2020: Top 2

Europa 2020: Keine Strategie gegen Armut

In der Europäischen Union sind mehr als 20 Prozent der Bevölkerung von Armut oder sozialer Ausgrenzung bedroht. Von der wirtschaftlichen Erholung der letzten Jahre profitierten viele EU-Bürger nicht. Um dem entgegenzuwirken, beschloss der Europäische Rat 2010 die Strategie „Europa 2020“. Das Ziel, den Anteil der Menschen unterhalb der nationalen Armutsgrenzen um 25 Prozent zu verringern und somit 20 Millionen EU-Bürger aus Armut und sozialer Ausgrenzung herauszubringen, wurde jedoch nicht erreicht.

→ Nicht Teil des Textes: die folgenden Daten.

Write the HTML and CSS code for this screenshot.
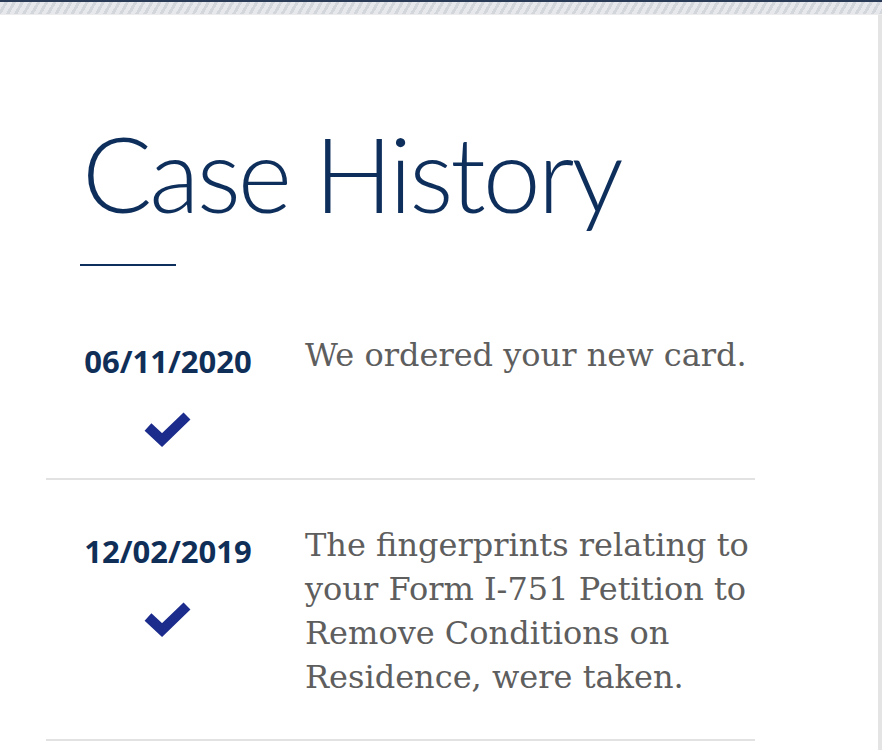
FILE: index.html
```html
<!DOCTYPE html>
<html lang="en">
<head>
<meta charset="utf-8">
<title>Case History</title>
<link rel="stylesheet" href="styles.css">
</head>
<body>
<div class="topbar"></div>
<div class="page">
  <div class="content">
    <h1 class="title">Case History</h1>
    <div class="rule"></div>
    <ul class="history">
      <li class="entry">
        <div class="when">
          <div class="date">06/11/2020</div>
          <svg class="check" viewBox="0 0 50 40" width="50" height="40" aria-hidden="true"><polyline points="5,19 19,32 44,8" fill="none" stroke="#1c2c8c" stroke-width="10" stroke-linejoin="miter" stroke-linecap="butt"/></svg>
        </div>
        <p class="desc">We ordered your new card.</p>
      </li>
      <li class="entry">
        <div class="when">
          <div class="date">12/02/2019</div>
          <svg class="check" viewBox="0 0 50 40" width="50" height="40" aria-hidden="true"><polyline points="5,19 19,32 44,8" fill="none" stroke="#1c2c8c" stroke-width="10" stroke-linejoin="miter" stroke-linecap="butt"/></svg>
        </div>
        <p class="desc">The fingerprints relating to your Form I-751 Petition to Remove Conditions on Residence, were taken.</p>
      </li>
    </ul>
  </div>
</div>
</body>
</html>
```
FILE: styles.css
```css
html, body {
  margin: 0;
  padding: 0;
  background: #ffffff;
}
body {
  height: 750px;
  overflow: hidden;
  display: flex;
  flex-direction: column;
}
.topbar {
  height: 12px;
  border-top: 2px solid #2a3b57;
  background: repeating-linear-gradient(120deg, #e6e8ec 0px, #e6e8ec 4px, #d3d6db 4px, #d3d6db 7px);
  border-bottom: 1px solid #ececec;
}
.page {
  flex: 1;
  border-right: 4px solid #e4e4e4;
}
.content {
  padding-left: 46px;
  width: 709px;
}
.title {
  margin: 0;
  padding: 98px 0 0 36px;
  font-family: "Lato", sans-serif;
  font-weight: 300;
  font-size: 104px;
  line-height: 120px;
  color: #0e2f5c;
  letter-spacing: -3px;
}
.rule {
  margin: 31px 0 0 34px;
  width: 96px;
  height: 2px;
  background: #0e2f5c;
}
.history {
  list-style: none;
  margin: 67px 0 0 0;
  padding: 0;
}
.entry {
  display: flex;
  gap: 15px;
  border-bottom: 2px solid #e2e2e2;
  padding-bottom: 30px;
}
.entry + .entry {
  padding-top: 43px;
  padding-bottom: 40px;
}
.when {
  width: 244px;
  flex: none;
  display: flex;
  flex-direction: column;
  align-items: center;
}
.date {
  margin-top: 8px;
  font-family: "Open Sans", sans-serif;
  font-weight: 700;
  font-size: 31px;
  line-height: 40px;
  color: #102f58;
  white-space: nowrap;
}
.check {
  margin-top: 27px;
  display: block;
}
.desc {
  margin: 0;
  flex: 1;
  font-family: "DejaVu Serif", serif;
  font-size: 32px;
  line-height: 44px;
  color: #5e5e5e;
}
```
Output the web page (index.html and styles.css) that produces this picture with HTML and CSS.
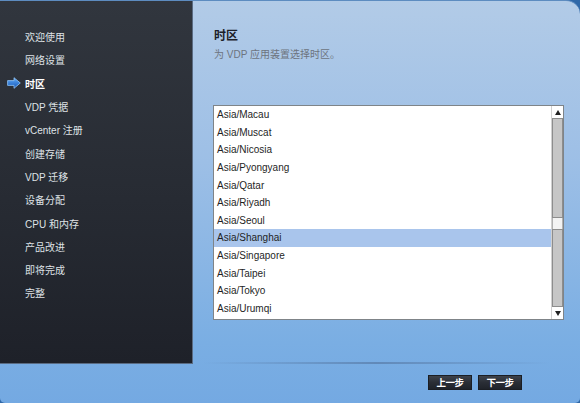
FILE: index.html
```html
<!DOCTYPE html>
<html lang="zh-CN">
<head>
<meta charset="utf-8">
<title>时区</title>
<link rel="stylesheet" href="styles.css">
</head>
<body>
<div class="window">
  <div class="main">
    <nav class="sidebar">
      <div class="step"><span class="slot"></span>欢迎使用</div>
      <div class="step"><span class="slot"></span>网络设置</div>
      <div class="step active"><span class="slot"><svg width="14" height="12" viewBox="0 0 14 12"><defs><linearGradient id="ag" x1="0" y1="0" x2="0" y2="1"><stop offset="0" stop-color="#5eaaf8"/><stop offset="1" stop-color="#1657b8"/></linearGradient></defs><path d="M0.6 3.6 H7 V0.7 L13.3 6 L7 11.3 V8.4 H0.6 Z" fill="url(#ag)" stroke="#8fc4f8" stroke-width="0.8" stroke-linejoin="round"/></svg></span>时区</div>
      <div class="step"><span class="slot"></span>VDP 凭据</div>
      <div class="step"><span class="slot"></span>vCenter 注册</div>
      <div class="step"><span class="slot"></span>创建存储</div>
      <div class="step"><span class="slot"></span>VDP 迁移</div>
      <div class="step"><span class="slot"></span>设备分配</div>
      <div class="step"><span class="slot"></span>CPU 和内存</div>
      <div class="step"><span class="slot"></span>产品改进</div>
      <div class="step"><span class="slot"></span>即将完成</div>
      <div class="step"><span class="slot"></span>完整</div>
    </nav>
    <section class="content">
      <h1 class="title">时区</h1>
      <p class="subtitle">为 VDP 应用装置选择时区。</p>
      <div class="listbox">
        <ul class="items">
          <li>Asia/Macau</li>
          <li>Asia/Muscat</li>
          <li>Asia/Nicosia</li>
          <li>Asia/Pyongyang</li>
          <li>Asia/Qatar</li>
          <li>Asia/Riyadh</li>
          <li>Asia/Seoul</li>
          <li class="selected">Asia/Shanghai</li>
          <li>Asia/Singapore</li>
          <li>Asia/Taipei</li>
          <li>Asia/Tokyo</li>
          <li>Asia/Urumqi</li>
        </ul>
        <div class="scrollbar">
          <div class="sb-btn"><svg width="6" height="5" viewBox="0 0 6 5"><path d="M3 0 L6 5 H0 Z" fill="#222"/></svg></div>
          <div class="sb-track"></div>
          <div class="sb-thumb"></div>
          <div class="sb-track lower"></div>
          <div class="sb-btn"><svg width="6" height="5" viewBox="0 0 6 5"><path d="M0 0 H6 L3 5 Z" fill="#222"/></svg></div>
        </div>
      </div>
      <div class="spacer"></div>
      <div class="separator"></div>
    </section>
  </div>
  <footer class="footer">
    <button class="btn">上一步</button>
    <button class="btn">下一步</button>
  </footer>
</div>
</body>
</html>
```

FILE: styles.css
```css
* { box-sizing: border-box; }
html, body { margin: 0; padding: 0; }
body {
  width: 580px;
  height: 403px;
  background: #2f68a8;
  font-family: "Liberation Sans", "Noto Sans CJK SC", Arial, sans-serif;
  overflow: hidden;
}
.window {
  width: 580px;
  height: 403px;
  display: flex;
  flex-direction: column;
  background: linear-gradient(to bottom, #b2cbe7 0%, #9dbfe6 40%, #7aaee3 85%, #74a9e2 100%);
  border-top: 1px solid #5d8cc0;
  border-radius: 0 14px 5px 5px;
  overflow: hidden;
}
.main {
  display: flex;
  height: 363px;
}
.sidebar {
  width: 193px;
  flex: none;
  background: linear-gradient(to bottom, #31363e 0%, #272b33 55%, #1e2129 100%);
  border-right: 1px solid #5a6b82;
  border-bottom: 1px solid #5a6b82;
  padding-top: 24px;
  display: flex;
  flex-direction: column;
}
.step {
  height: 23.3px;
  display: flex;
  align-items: center;
  padding-left: 7px;
  font-size: 10px;
  color: #dfe2e6;
}
.step .slot {
  width: 18px;
  flex: none;
  display: flex;
  align-items: center;
}
.step.active {
  color: #ffffff;
  font-weight: bold;
}
.content {
  flex: 1;
  display: flex;
  flex-direction: column;
  padding-left: 20px;
}
.title {
  margin: 27px 0 0 1px;
  font-size: 12px;
  line-height: 16px;
  font-weight: bold;
  color: #1c2028;
}
.subtitle {
  margin: 4px 0 0 1px;
  font-size: 10px;
  line-height: 14px;
  color: #6d747e;
}
.listbox {
  margin-top: 43px;
  width: 351px;
  height: 215px;
  background: #ffffff;
  border: 1px solid #7f8488;
  display: flex;
}
.items {
  list-style: none;
  margin: 0;
  padding: 0;
  flex: 1;
  display: grid;
  grid-auto-rows: 17.6px;
  align-content: start;
}
.items li {
  font-size: 10px;
  color: #1f1f1f;
  padding-left: 3px;
  display: flex;
  align-items: center;
}
.items li.selected {
  background: #a9c5ec;
}
.scrollbar {
  width: 12px;
  flex: none;
  display: flex;
  flex-direction: column;
  border-left: 1px solid #d0d0d0;
}
.sb-btn {
  height: 12px;
  flex: none;
  background: #ffffff;
  display: flex;
  align-items: center;
  justify-content: center;
}
.sb-track {
  height: 100px;
  flex: none;
  background: #c6c6c6;
  border: 1px solid #8d8d8d;
}
.sb-track.lower {
  flex: 1;
  height: auto;
}
.sb-thumb {
  height: 11px;
  flex: none;
  background: #f3f3f3;
  border-left: 1px solid #b0b0b0;
  border-right: 1px solid #b0b0b0;
}
.spacer { flex: 1; }
.separator {
  height: 2px;
  margin: 0 30px 0 -10px;
  background: linear-gradient(to right, rgba(80,120,170,0) 0%, #6189b8 50%, rgba(80,120,170,0) 100%);
}
.footer {
  flex: 1;
  display: flex;
  justify-content: flex-end;
  align-items: flex-start;
  gap: 6px;
  padding: 11px 58px 0 0;
}
.btn {
  width: 44px;
  height: 15px;
  padding: 0;
  border: 1px solid #1b1e24;
  background: linear-gradient(to bottom, #3d424b 0%, #2a2e36 50%, #1f232a 100%);
  color: #ffffff;
  font-family: "Noto Sans CJK SC", sans-serif;
  font-size: 9.5px;
  font-weight: bold;
  line-height: 13px;
  letter-spacing: -0.5px;
}
```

Darüber wurde in den deutschen Medien allerdings kaum berichtet.

 

Sachverhalt & Richtigkeit:

Im Jahr 2010 verabschiedete der Europäische Rat die Strategie „Europa 2020: eine neue europäische Strategie für Beschäftigung und Wachstum“. Dabei handelt es sich um ein auf zehn Jahre angelegtes Wirtschaftsprogramm der Europäischen Union. Der Schwerpunkt liegt dabei auf den Schlüsselbereichen Wissen und Innovation, stärkere Ausrichtung der Wirtschaft auf Nachhaltigkeit, hohes Beschäftigungsniveau und soziale Eingliederung. Ein „intelligentes, nachhaltiges und integratives Wachstum“ sollte die Wettbewerbsfähigkeit und soziale Marktwirtschaft Europas verbessern. Um den Erfolg dieses Vorhabens messen zu können, legte die EU fünf Bereiche fest und formulierte dazugehörende Kernziele. Dazu gehört eine Beschäftigungsquote von 75 Prozent unter den 20- bis 64-Jährigen, zweitens ein öffentliches und privates Investitionsvolumen für Forschung und Entwicklung von insgesamt 3 Prozent des Bruttoinlandsprodukts. Nach dem dritten Kernziel sollen die Treibhausemissionen gegenüber 1990 um 20 Prozent verringert werden, der Anteil der erneuerbaren Energien am Gesamtenergieverbrauch soll auf 20 Prozent steigen, und eine Erhöhung der Energieeffizienz in Richtung 20 Prozent wurde angestrebt. Viertens soll die Schulabbrecherquote unter 10 Prozent fallen sowie mindestens 40 Prozent der 30- bis 34-Jährigen sollen ein abgeschlossenes Hochschulstudium oder einen gleichwertigen Abschluss vorweisen können. Als fünftes Kernziel für das Jahr 2020 sollen mindestens 20 Millionen Menschen vor dem Risiko der Armut und der Ausgrenzung bewahrt werden.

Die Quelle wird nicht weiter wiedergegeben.